Hace dos meses publiqué mi artículo «La fragilidad de la democracia». Decidí publicarlo en aquél momento porque me parecía que la situación estadounidense daba ya bastante para comentar. Sin embargo, los eventos de estos últimos dos meses confirman que la democracia es frágil y que hay que cuidarla.
Si en noviembre la democracia estaba bajo asalto por medio de argucias legalistas, en enero fue un ataque frontal, fuera del marco jurídico, contra las instituciones de ese país. A un poder del estado, el ejecutivo, le bastó su influencia para orquestar un ataque contra otro poder del estado, el legislativo. No necesitó siquiera utilizar su autoridad sobre las Fuerzas Armadas para lanzarlas contra el congreso.
Fue muy interesante ver la prensa norteamericana y mundial inmediatamente después del ataque al Capitolio. El clima general era de indignación e intentos de exaltar las instituciones estadounidenses como sólidas y quasi eternas. ¿Pero en realidad lo son? ¿Qué hubiera pasado si les presidente, en lugar de incitar una insurrección hubiera ordenado al ejército tomar el edificio?
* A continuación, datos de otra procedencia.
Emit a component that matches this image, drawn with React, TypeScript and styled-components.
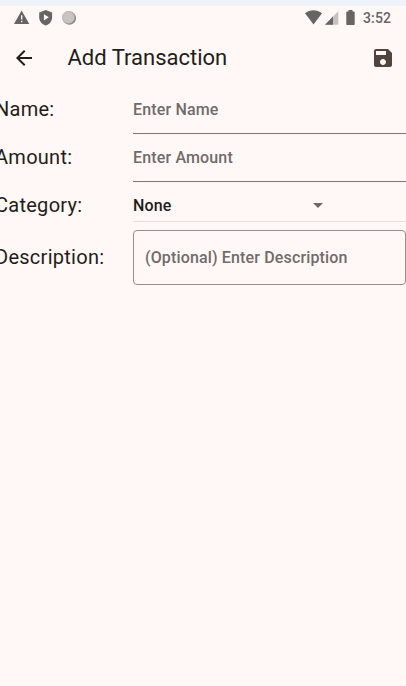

El conflicto para los generales a cargo habría sido insostenible y, supongamos, que el general de más alto rango hubiera rehusado cumplir la orden, ¿hay alguna garantía de que no hay nadie en la cadena de comando que habría obedecido? La perspectiva es escalofriante.
La única diferencia hoy entre los Estados Unidos de América y los países africanos y latinoamericanos es que el aspirante a dictador no dio esa orden fatídica a los militares. Y aun sin esa orden, los diputados, representantes electos del pueblo, tuvieron que salir literalmente corriendo del hemiciclo para ocultarse. ¡El mismísimo vicepresidente tuvo que ser evacuado en urgencia! Los precedentes que me vienen a la mente son Perú en 1992 o Guatemala en 1993: en ambos casos los presidentes, cansados de lo que percibían cono inmovilidad o corrupción en los otros poderes del estado decidieron copar la corte suprema de justicia con jueces que les eran afines y disolver el parlamento.
En los Estados Unidos, lo primero fue hecho dentro del marco de la ley de forma lenta pero inexorable, durante los cuatro años del mandato del expresidente. Fue en lo segundo que hubo un cambio, no en el objetivo, sino en la forma. Mientras que en los países latinoamericanos fue el ejército el encargado de disolver los parlamentos, en Estados Unidos fue una turba de civiles la que atacó el organismo, aunque el objetivo era el mismo: doblegar la voluntad de los representantes electos del pueblo para acomodar la agenda del mandatario.
En conclusión: la democracia es frágil mientras que la dictadura es fuerte. La segunda puede emanar de la primera con facilidad; basta mucha astucia y un poco de fuerza. Pero para que la primera salga de la segunda, hacen falta revoluciones sangrientas o concesiones de dictadores que van contra sus propios intereses. Por ello, los pueblos, una vez conseguida la democracia, tienen que cuidarla. Puede que sea imperfecta, pero hay que trabajar para mejorarla poco a poco. Tiene que ser un patrimonio de la nación sobre el cual velan todos y cada uno de los ciudadanos.